◆ **Exercise description**
Find the lines holding the word "screenshot" and collect them.

[Code that builds pages]

▽

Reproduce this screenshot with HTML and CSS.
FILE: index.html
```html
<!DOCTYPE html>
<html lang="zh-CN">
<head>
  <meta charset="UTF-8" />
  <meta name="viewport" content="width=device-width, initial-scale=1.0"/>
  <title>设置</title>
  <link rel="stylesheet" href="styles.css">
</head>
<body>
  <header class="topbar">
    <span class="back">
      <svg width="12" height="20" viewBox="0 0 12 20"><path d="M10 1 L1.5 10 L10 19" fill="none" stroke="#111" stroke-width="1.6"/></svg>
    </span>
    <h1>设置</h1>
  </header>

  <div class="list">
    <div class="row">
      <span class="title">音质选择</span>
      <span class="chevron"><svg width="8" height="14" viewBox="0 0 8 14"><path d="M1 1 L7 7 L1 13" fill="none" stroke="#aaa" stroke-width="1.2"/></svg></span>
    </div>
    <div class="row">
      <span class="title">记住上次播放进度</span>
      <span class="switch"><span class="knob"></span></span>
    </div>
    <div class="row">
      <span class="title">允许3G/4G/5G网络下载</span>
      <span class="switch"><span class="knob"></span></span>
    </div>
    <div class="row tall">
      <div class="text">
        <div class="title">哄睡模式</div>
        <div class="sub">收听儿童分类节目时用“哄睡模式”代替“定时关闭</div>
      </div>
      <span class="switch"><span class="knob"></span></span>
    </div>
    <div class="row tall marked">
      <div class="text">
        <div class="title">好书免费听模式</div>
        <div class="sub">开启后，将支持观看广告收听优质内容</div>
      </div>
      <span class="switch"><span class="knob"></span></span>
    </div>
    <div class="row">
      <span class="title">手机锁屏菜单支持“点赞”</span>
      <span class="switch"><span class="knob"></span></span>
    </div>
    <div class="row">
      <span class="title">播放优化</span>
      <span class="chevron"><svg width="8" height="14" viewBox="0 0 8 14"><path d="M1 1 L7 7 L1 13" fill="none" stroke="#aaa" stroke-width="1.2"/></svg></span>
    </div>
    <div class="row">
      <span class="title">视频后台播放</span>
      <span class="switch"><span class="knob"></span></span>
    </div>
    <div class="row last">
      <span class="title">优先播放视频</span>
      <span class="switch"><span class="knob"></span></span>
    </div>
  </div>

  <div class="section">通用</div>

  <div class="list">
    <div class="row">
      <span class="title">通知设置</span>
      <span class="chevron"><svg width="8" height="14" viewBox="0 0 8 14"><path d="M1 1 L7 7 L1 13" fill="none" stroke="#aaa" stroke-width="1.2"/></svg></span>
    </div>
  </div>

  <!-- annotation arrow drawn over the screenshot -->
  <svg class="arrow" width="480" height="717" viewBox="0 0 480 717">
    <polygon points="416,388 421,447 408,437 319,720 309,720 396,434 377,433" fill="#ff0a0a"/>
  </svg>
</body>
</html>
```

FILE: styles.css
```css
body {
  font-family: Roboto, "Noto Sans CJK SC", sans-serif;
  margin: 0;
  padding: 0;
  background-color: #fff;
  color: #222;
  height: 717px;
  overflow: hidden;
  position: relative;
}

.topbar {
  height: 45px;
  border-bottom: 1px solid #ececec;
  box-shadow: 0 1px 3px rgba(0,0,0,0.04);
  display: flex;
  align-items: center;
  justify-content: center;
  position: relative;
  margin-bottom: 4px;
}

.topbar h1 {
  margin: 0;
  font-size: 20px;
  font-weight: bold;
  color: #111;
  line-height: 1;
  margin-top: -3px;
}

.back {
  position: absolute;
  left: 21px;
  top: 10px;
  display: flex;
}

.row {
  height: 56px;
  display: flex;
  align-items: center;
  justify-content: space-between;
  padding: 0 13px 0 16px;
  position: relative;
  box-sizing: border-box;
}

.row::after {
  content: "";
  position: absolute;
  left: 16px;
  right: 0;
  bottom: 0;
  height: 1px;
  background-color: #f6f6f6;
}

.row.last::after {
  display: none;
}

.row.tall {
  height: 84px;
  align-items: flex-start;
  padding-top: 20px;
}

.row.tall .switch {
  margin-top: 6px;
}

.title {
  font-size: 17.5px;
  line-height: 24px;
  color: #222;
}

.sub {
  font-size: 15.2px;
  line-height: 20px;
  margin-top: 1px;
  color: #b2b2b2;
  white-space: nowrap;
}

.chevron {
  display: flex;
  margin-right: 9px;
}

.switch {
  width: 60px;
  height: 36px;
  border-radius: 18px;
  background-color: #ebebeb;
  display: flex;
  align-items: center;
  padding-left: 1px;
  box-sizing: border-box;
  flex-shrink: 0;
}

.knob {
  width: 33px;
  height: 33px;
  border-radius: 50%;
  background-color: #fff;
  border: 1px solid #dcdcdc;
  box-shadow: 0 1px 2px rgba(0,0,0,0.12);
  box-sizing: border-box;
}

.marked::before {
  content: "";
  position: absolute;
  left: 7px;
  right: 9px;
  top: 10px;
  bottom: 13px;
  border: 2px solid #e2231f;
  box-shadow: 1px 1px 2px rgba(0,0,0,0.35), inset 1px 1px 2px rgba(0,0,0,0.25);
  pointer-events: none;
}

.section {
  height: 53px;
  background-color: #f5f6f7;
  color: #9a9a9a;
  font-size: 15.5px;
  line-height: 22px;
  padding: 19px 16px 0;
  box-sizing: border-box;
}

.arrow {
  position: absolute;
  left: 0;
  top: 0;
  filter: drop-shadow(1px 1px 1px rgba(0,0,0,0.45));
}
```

△
▽

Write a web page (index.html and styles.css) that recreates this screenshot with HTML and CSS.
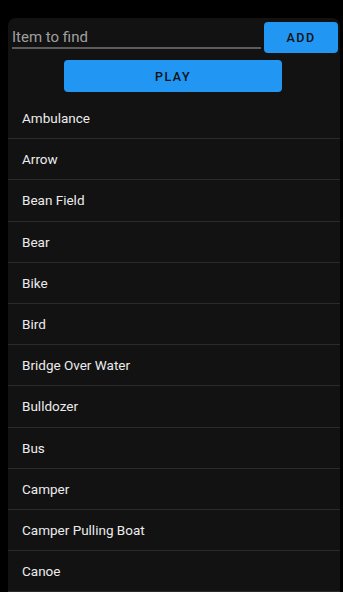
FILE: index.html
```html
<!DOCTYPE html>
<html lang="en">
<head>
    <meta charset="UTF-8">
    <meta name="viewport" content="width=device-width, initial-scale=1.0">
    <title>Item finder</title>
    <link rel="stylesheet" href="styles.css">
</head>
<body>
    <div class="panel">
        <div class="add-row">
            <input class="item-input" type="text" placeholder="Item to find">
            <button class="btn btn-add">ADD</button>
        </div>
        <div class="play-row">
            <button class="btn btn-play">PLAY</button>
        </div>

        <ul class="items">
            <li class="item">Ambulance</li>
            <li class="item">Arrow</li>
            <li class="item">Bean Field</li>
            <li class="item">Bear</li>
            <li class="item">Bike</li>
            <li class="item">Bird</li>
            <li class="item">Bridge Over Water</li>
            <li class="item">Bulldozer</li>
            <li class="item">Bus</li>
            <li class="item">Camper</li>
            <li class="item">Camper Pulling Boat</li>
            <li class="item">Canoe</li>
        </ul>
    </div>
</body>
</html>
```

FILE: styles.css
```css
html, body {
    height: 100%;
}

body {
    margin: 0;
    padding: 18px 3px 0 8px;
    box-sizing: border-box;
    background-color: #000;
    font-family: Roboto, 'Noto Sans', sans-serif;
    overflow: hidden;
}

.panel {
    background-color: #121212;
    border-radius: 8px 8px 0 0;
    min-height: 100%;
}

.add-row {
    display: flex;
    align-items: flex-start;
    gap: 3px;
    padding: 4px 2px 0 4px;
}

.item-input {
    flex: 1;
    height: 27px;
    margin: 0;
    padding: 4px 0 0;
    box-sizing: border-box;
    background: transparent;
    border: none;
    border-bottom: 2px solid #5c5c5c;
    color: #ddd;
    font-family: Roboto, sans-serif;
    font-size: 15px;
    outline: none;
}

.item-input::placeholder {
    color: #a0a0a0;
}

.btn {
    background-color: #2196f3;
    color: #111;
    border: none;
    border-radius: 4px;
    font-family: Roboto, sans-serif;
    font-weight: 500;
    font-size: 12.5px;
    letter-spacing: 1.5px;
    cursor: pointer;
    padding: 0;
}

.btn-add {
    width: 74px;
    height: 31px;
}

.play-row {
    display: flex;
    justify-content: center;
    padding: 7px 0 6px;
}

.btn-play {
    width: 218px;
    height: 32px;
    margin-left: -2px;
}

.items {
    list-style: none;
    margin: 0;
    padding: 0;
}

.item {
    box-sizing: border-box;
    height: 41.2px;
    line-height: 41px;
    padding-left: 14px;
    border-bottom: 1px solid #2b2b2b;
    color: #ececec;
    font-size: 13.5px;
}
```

△

◆ **Response to this task**
Reproduce this screenshot with HTML and CSS.
  <!-- annotation arrow drawn over the screenshot -->
Write a web page (index.html and styles.css) that recreates this screenshot with HTML and CSS.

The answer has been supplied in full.